The limits of arguments of comity
Page 11: The ‘tyrant’s plea’ was an argument of comity, i.e., an argument that judicial interference with the executive would damage the constitutional function of the executive. If courts ought to act with comity toward the executive, what was wrong with that argument?
- If the judges merely stop the Commissioners from acting corruptly, or extremely unreasonably, would this be a breach of comity? Consider whether judicial interference to this limited extent would have prevented the Commissioners of Sewers from acting for the salvation of the King’s lands and people.
- Can you think of a type of judicial interference with the work of the executive branch that would be a breach of comity?
- What if the judges replaced the Commissioners’ judgment on all questions of proportionality with their own, out of a concern for the rights of particular landowners? Would this be a breach of comity?
The common law and the sovereignty of Parliament
Page 18: Who established the sovereignty of Parliament? Lord Steyn said in Jackson [102], ‘It is a construct of the common law. The judges created this principle.’ Is there any authority for that? Can the judges, as Lord Steyn suggests, change or abolish the principle?
- Lord Steyn is right that the sovereignty of Parliament is part of the common law, as long as we understand the common law in the right way: it is the law that has been binding on the whole country since the 1100s. It binds the judges as well as other institutions. The judges have legal power to identify its requirements, and the doctrine of precedent gives legal effect to judicial decisions, so that much of the common law has indeed been made by judges.
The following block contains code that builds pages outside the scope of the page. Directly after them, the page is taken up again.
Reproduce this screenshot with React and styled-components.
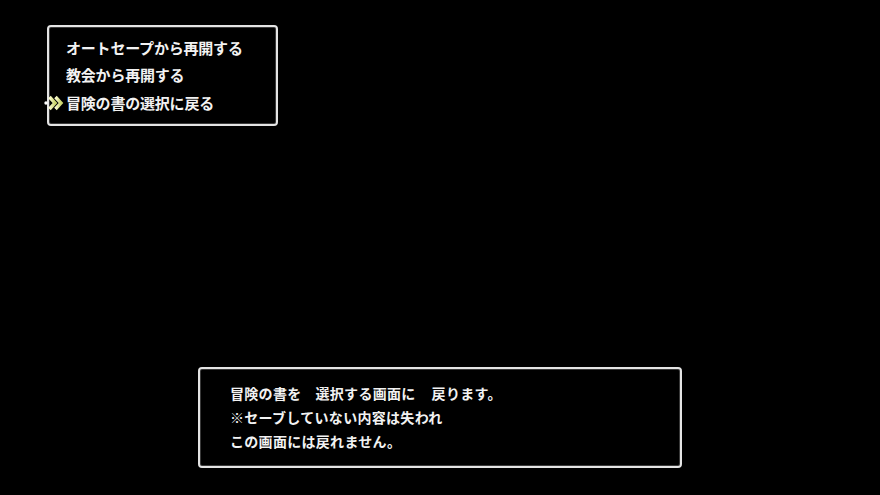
import React from 'react';
import styled, { createGlobalStyle } from 'styled-components';

const GlobalStyle = createGlobalStyle`
  html, body {
    margin: 0;
    padding: 0;
    background: #000;
  }
  body {
    font-family: "Noto Sans CJK JP", "Noto Sans", sans-serif;
    color: #f2f2f2;
  }
`;

const menuItems = ['オートセープから再開する', '教会から再開する', '冒険の書の選択に戻る'];
const selected = 2;

const App = () => {
  return (
    <>
      <GlobalStyle />
      <ScreenStyled>
        <MenuBox>
          {menuItems.map((label, i) => (
            <MenuRow key={label}>
              {i === selected && (
                <Cursor>
                  <svg width="22" height="16" viewBox="0 0 22 16">
                    <defs>
                      <linearGradient id="chev" x1="0" y1="0" x2="1" y2="0">
                        <stop offset="0" stopColor="#fdfdd2" />
                        <stop offset="1" stopColor="#ccd66e" />
                      </linearGradient>
                    </defs>
                    <circle cx="2" cy="8" r="1.7" fill="#ffffff" />
                    <polyline points="5.5,2 11,8 5.5,14" fill="none" stroke="url(#chev)" strokeWidth="3.4" strokeLinejoin="miter" />
                    <polyline points="11.5,2 17,8 11.5,14" fill="none" stroke="url(#chev)" strokeWidth="3.4" strokeLinejoin="miter" />
                  </svg>
                </Cursor>
              )}
              {label}
            </MenuRow>
          ))}
        </MenuBox>

        <MessageBox>
          <MessageLine>冒険の書を<Gap $w={14} />選択する画面に<Gap $w={16} />戻ります。</MessageLine>
          <MessageLine>※セーブしていない内容は失われ</MessageLine>
          <MessageLine>この画面には戻れません。</MessageLine>
        </MessageBox>
      </ScreenStyled>
    </>
  );
};

// styled components
const ScreenStyled = styled.div`
  width: 880px;
  height: 495px;
  box-sizing: border-box;
  padding: 25px 0 27px;
  display: flex;
  flex-direction: column;
  justify-content: space-between;
  background: #000;
  overflow: hidden;
`;

const Frame = styled.div`
  box-sizing: border-box;
  border: 2px solid #e4e4e4;
  border-radius: 4px;
  box-shadow: inset 0 0 0 1px #3a3a3a;
  background: #000;
`;

const MenuBox = styled(Frame)`
  align-self: flex-start;
  margin-left: 47px;
  width: 231px;
  height: 101px;
  padding: 7px 0 0 17px;
  display: flex;
  flex-direction: column;
`;

const MenuRow = styled.div`
  position: relative;
  height: 27.3px;
  line-height: 27.3px;
  font-size: 15px;
  font-weight: 700;
  letter-spacing: -0.2px;
  white-space: nowrap;
  text-shadow: 0 0 2px #000;
`;

const Cursor = styled.span`
  position: absolute;
  left: -22px;
  top: 6px;
  display: flex;
`;

const MessageBox = styled(Frame)`
  align-self: center;
  width: 484px;
  height: 101px;
  padding: 12px 0 0 30px;
  display: flex;
  flex-direction: column;
`;

const MessageLine = styled.div`
  height: 24px;
  line-height: 24px;
  font-size: 14px;
  font-weight: 700;
  letter-spacing: 0.3px;
  white-space: nowrap;
`;

const Gap = styled.span`
  display: inline-block;
  width: ${(p) => p.$w}px;
`;

export default App;
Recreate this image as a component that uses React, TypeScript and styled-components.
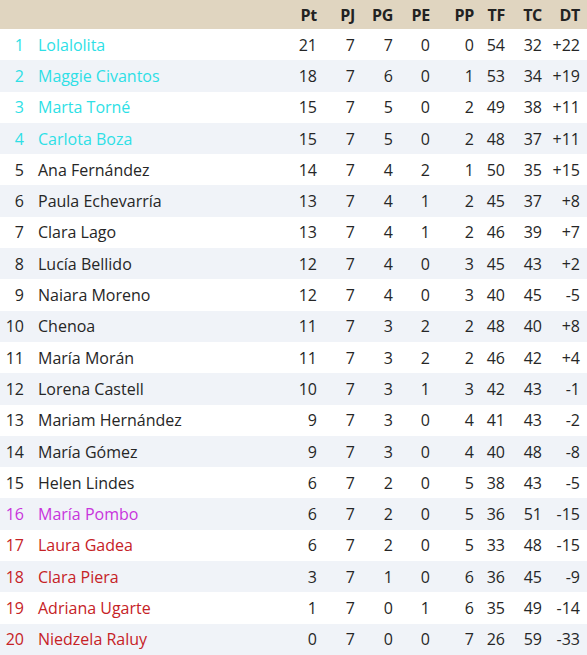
import React from 'react';
import styled, { createGlobalStyle } from 'styled-components';

type Zone = 'top' | 'mid' | 'warn' | 'down';

interface IRow {
    name: string;
    pt: number;
    pj: number;
    pg: number;
    pe: number;
    pp: number;
    tf: number;
    tc: number;
    zone: Zone;
}

const rows: IRow[] = [
    { name: 'Lolalolita', pt: 21, pj: 7, pg: 7, pe: 0, pp: 0, tf: 54, tc: 32, zone: 'top' },
    { name: 'Maggie Civantos', pt: 18, pj: 7, pg: 6, pe: 0, pp: 1, tf: 53, tc: 34, zone: 'top' },
    { name: 'Marta Torné', pt: 15, pj: 7, pg: 5, pe: 0, pp: 2, tf: 49, tc: 38, zone: 'top' },
    { name: 'Carlota Boza', pt: 15, pj: 7, pg: 5, pe: 0, pp: 2, tf: 48, tc: 37, zone: 'top' },
    { name: 'Ana Fernández', pt: 14, pj: 7, pg: 4, pe: 2, pp: 1, tf: 50, tc: 35, zone: 'mid' },
    { name: 'Paula Echevarría', pt: 13, pj: 7, pg: 4, pe: 1, pp: 2, tf: 45, tc: 37, zone: 'mid' },
    { name: 'Clara Lago', pt: 13, pj: 7, pg: 4, pe: 1, pp: 2, tf: 46, tc: 39, zone: 'mid' },
    { name: 'Lucía Bellido', pt: 12, pj: 7, pg: 4, pe: 0, pp: 3, tf: 45, tc: 43, zone: 'mid' },
    { name: 'Naiara Moreno', pt: 12, pj: 7, pg: 4, pe: 0, pp: 3, tf: 40, tc: 45, zone: 'mid' },
    { name: 'Chenoa', pt: 11, pj: 7, pg: 3, pe: 2, pp: 2, tf: 48, tc: 40, zone: 'mid' },
    { name: 'María Morán', pt: 11, pj: 7, pg: 3, pe: 2, pp: 2, tf: 46, tc: 42, zone: 'mid' },
    { name: 'Lorena Castell', pt: 10, pj: 7, pg: 3, pe: 1, pp: 3, tf: 42, tc: 43, zone: 'mid' },
    { name: 'Mariam Hernández', pt: 9, pj: 7, pg: 3, pe: 0, pp: 4, tf: 41, tc: 43, zone: 'mid' },
    { name: 'María Gómez', pt: 9, pj: 7, pg: 3, pe: 0, pp: 4, tf: 40, tc: 48, zone: 'mid' },
    { name: 'Helen Lindes', pt: 6, pj: 7, pg: 2, pe: 0, pp: 5, tf: 38, tc: 43, zone: 'mid' },
    { name: 'María Pombo', pt: 6, pj: 7, pg: 2, pe: 0, pp: 5, tf: 36, tc: 51, zone: 'warn' },
    { name: 'Laura Gadea', pt: 6, pj: 7, pg: 2, pe: 0, pp: 5, tf: 33, tc: 48, zone: 'down' },
    { name: 'Clara Piera', pt: 3, pj: 7, pg: 1, pe: 0, pp: 6, tf: 36, tc: 45, zone: 'down' },
    { name: 'Adriana Ugarte', pt: 1, pj: 7, pg: 0, pe: 1, pp: 6, tf: 35, tc: 49, zone: 'down' },
    { name: 'Niedzela Raluy', pt: 0, pj: 7, pg: 0, pe: 0, pp: 7, tf: 26, tc: 59, zone: 'down' },
];

const zoneColor: Record<Zone, string> = {
    top: '#2edfe6',
    mid: '#262626',
    warn: '#c834dc',
    down: '#c62226',
};

const widths = [31, 249, 44, 38, 38, 37, 44, 31, 37, 38];
const heads = ['', '', 'Pt', 'PJ', 'PG', 'PE', 'PP', 'TF', 'TC', 'DT'];

const formatDiff = (d: number) => (d > 0 ? `+${d}` : `${d}`);

const App: React.FC = () => {
    return (
        <>
            <GlobalStyle />
            <Table>
                <colgroup>
                    {widths.map((w, i) => (
                        <col key={i} style={{ width: w }} />
                    ))}
                </colgroup>
                <thead>
                    <HeadRow>
                        {heads.map((h, i) => (
                            <Th key={i}>{h}</Th>
                        ))}
                    </HeadRow>
                </thead>
                <tbody>
                    {rows.map((r, i) => (
                        <Row key={r.name} $striped={i % 2 === 1} $color={zoneColor[r.zone]}>
                            <Pos>{i + 1}</Pos>
                            <Name>{r.name}</Name>
                            <Num>{r.pt}</Num>
                            <Num>{r.pj}</Num>
                            <Num>{r.pg}</Num>
                            <Num>{r.pe}</Num>
                            <Num>{r.pp}</Num>
                            <Num>{r.tf}</Num>
                            <Num>{r.tc}</Num>
                            <Num>{formatDiff(r.tf - r.tc)}</Num>
                        </Row>
                    ))}
                </tbody>
            </Table>
        </>
    );
};

const GlobalStyle = createGlobalStyle`
    body {
        margin: 0;
        background: #ffffff;
        font-family: 'Open Sans', 'Noto Sans', sans-serif;
    }
`;

const Table = styled.table`
    width: 587px;
    table-layout: fixed;
    border-collapse: collapse;
    font-size: 16px;
    color: #262626;
`;

const HeadRow = styled.tr`
    height: 29px;
    background: #e0d5c0;
`;

const Th = styled.th`
    padding: 0 7px 0 0;
    text-align: right;
    font-weight: 700;
    color: #222222;
    letter-spacing: -0.3px;
`;

const Row = styled.tr<{ $striped: boolean; $color: string }>`
    height: 31.3px;
    background: ${(p) => (p.$striped ? '#f0f3f8' : '#ffffff')};
    color: ${(p) => p.$color};
`;

const Pos = styled.td`
    padding: 0 7px 0 0;
    text-align: right;
`;

const Name = styled.td`
    padding: 0 0 0 7px;
    white-space: nowrap;
`;

const Num = styled.td`
    padding: 0 7px 0 0;
    text-align: right;
    color: #262626;
`;

export default App;
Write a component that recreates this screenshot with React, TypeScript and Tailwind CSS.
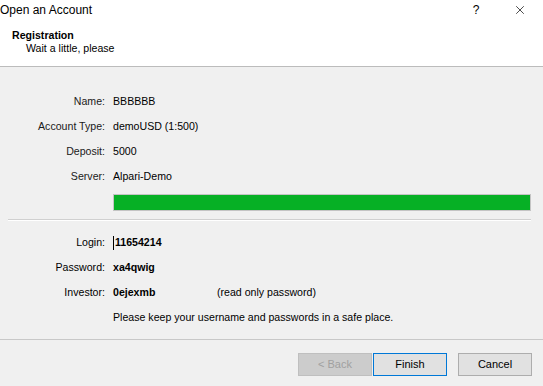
import { X } from "lucide-react";

const details = [
  { label: "Name:", value: "BBBBBB" },
  { label: "Account Type:", value: "demoUSD (1:500)" },
  { label: "Deposit:", value: "5000" },
  { label: "Server:", value: "Alpari-Demo" },
];

export default function App() {
  return (
    <div className="w-[543px] h-[386px] bg-[#f0f0f0] text-[10.6px] text-black font-['Liberation_Sans',Arial,sans-serif] flex flex-col overflow-hidden">
      {/* Header */}
      <div className="bg-white h-[67px] border-b border-[#bcbcbc] flex flex-col">
        <div className="h-[20px] flex items-center justify-between">
          <span className="text-[12px] leading-none">Open an Account</span>
          <div className="flex items-center">
            <span className="text-[12px] w-[74px] text-center pl-[2px]">?</span>
            <X className="w-[14px] h-[14px] mr-[16px] ml-[1px]" strokeWidth={1.2} />
          </div>
        </div>
        <div className="pl-[12px] pt-[9px] leading-[13px]">
          <div className="font-bold">Registration</div>
          <div className="pl-[14px]">Wait a little, please</div>
        </div>
      </div>

      {/* Account info */}
      <div className="pt-[22px] px-[8px]">
        <div className="grid grid-cols-[97px_1fr] gap-x-[8px]">
          {details.map((d) => (
            <div key={d.label} className="contents">
              <div className="h-[25px] flex items-center justify-end text-[#1a1a1a]">{d.label}</div>
              <div className="h-[25px] flex items-center">{d.value}</div>
            </div>
          ))}
        </div>
        <div className="ml-[105px] mr-[4px] mt-[5px] h-[17px] border border-[#c4c4c4] bg-[#06b025]" />
        <div className="mt-[8px] mr-[4px] border-t border-[#d0d0d0] border-b border-b-white" />

        <div className="grid grid-cols-[97px_1fr] gap-x-[8px] mt-[9px]">
          <div className="h-[25px] flex items-center justify-end">Login:</div>
          <div className="h-[25px] flex items-center font-bold">
            <span className="w-[1px] h-[14px] bg-black mr-[1px]" />
            11654214
          </div>
          <div className="h-[25px] flex items-center justify-end">Password:</div>
          <div className="h-[25px] flex items-center font-bold">xa4qwig</div>
          <div className="h-[25px] flex items-center justify-end">Investor:</div>
          <div className="h-[25px] flex items-center">
            <span className="font-bold w-[104px]">0ejexmb</span>
            <span>(read only password)</span>
          </div>
          <div />
          <div className="h-[25px] flex items-center">Please keep your username and passwords in a safe place.</div>
        </div>
      </div>

      {/* Footer */}
      <div className="mt-[9px] border-t border-[#c8c8c8] flex justify-end pt-[13px] pr-[11px] text-[11px]">
        <button className="w-[74px] h-[23px] bg-[#cccccc] border border-[#bfbfbf] text-[#a0a0a0]">&lt; Back</button>
        <button className="w-[74px] h-[23px] ml-[1px] bg-[#e1e1e1] border border-[#0078d7]">Finish</button>
        <button className="w-[74px] h-[23px] ml-[11px] bg-[#e1e1e1] border border-[#adadad]">Cancel</button>
      </div>
    </div>
  );
}
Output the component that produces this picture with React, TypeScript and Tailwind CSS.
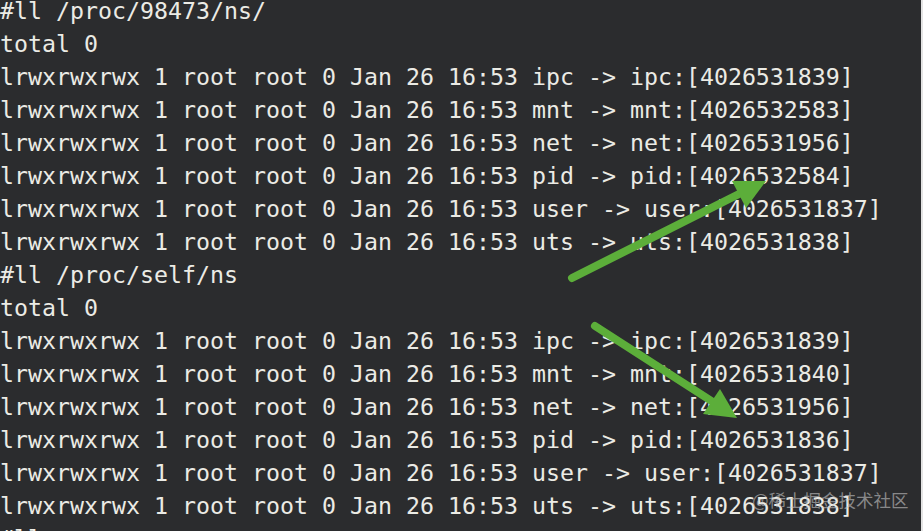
import React from "react";

const lines = [
  "#ll /proc/98473/ns/",
  "total 0",
  "lrwxrwxrwx 1 root root 0 Jan 26 16:53 ipc -> ipc:[4026531839]",
  "lrwxrwxrwx 1 root root 0 Jan 26 16:53 mnt -> mnt:[4026532583]",
  "lrwxrwxrwx 1 root root 0 Jan 26 16:53 net -> net:[4026531956]",
  "lrwxrwxrwx 1 root root 0 Jan 26 16:53 pid -> pid:[4026532584]",
  "lrwxrwxrwx 1 root root 0 Jan 26 16:53 user -> user:[4026531837]",
  "lrwxrwxrwx 1 root root 0 Jan 26 16:53 uts -> uts:[4026531838]",
  "#ll /proc/self/ns",
  "total 0",
  "lrwxrwxrwx 1 root root 0 Jan 26 16:53 ipc -> ipc:[4026531839]",
  "lrwxrwxrwx 1 root root 0 Jan 26 16:53 mnt -> mnt:[4026531840]",
  "lrwxrwxrwx 1 root root 0 Jan 26 16:53 net -> net:[4026531956]",
  "lrwxrwxrwx 1 root root 0 Jan 26 16:53 pid -> pid:[4026531836]",
  "lrwxrwxrwx 1 root root 0 Jan 26 16:53 user -> user:[4026531837]",
  "lrwxrwxrwx 1 root root 0 Jan 26 16:53 uts -> uts:[4026531838]",
  "#ll",
];

export default function App() {
  return (
    <div className="flex h-[531px] w-[923px] overflow-hidden bg-[#2b2c2e]">
      <div className="relative flex-1 overflow-hidden">
        <div
          className="mt-[-6.5px] whitespace-pre text-[23.25px] leading-[33px] text-[#ebebe5]"
          style={{ fontFamily: '"DejaVu Sans Mono", "Liberation Mono", monospace' }}
        >
          {lines.map((l, i) => (
            <div key={i}>{l}</div>
          ))}
        </div>
        <svg
          className="pointer-events-none absolute left-0 top-0"
          width="923"
          height="531"
          viewBox="0 0 923 531"
        >
          <line x1="572" y1="278" x2="741" y2="193" stroke="#5cae3a" strokeWidth="8" strokeLinecap="round" />
          <polygon points="766,181 746,208 732,181" fill="#5cae3a" />
          <line x1="595" y1="326" x2="713" y2="402" stroke="#5cae3a" strokeWidth="8" strokeLinecap="round" />
          <polygon points="737,418 703,414 720,389" fill="#5cae3a" />
        </svg>
        <div
          className="absolute left-[752px] top-[488px] text-[17.5px] leading-[24px] text-[#c8c8c8]/60"
          style={{ fontFamily: '"Noto Sans CJK SC", "Noto Sans", sans-serif' }}
        >
          @稀土掘金技术社区
        </div>
      </div>
      <div className="w-[2px] bg-[#e4e4e4]" />
    </div>
  );
}
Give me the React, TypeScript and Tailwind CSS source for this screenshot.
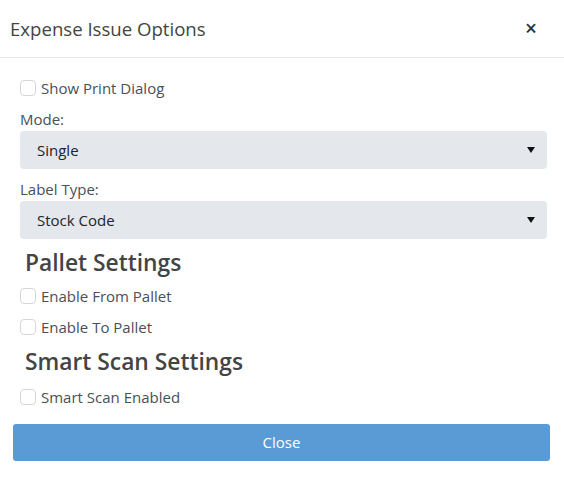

- But the judges did not invent the legislative power of Parliament! In the early common law, the King made laws in Parliament, and the King’s judges were bound to give effect to law made by the King. Since the 17th century, it has been established that there are many changes to the law that can only be made by Parliament (so that the King has no power, for example, to raise taxes without Parliament).
- There is no authority for the proposition that judges can change the law-making power of Parliament, although (1) they have jurisdiction to interpret statutes, and (2) they have jurisdiction to resolve any dispute as to the effect of statutes.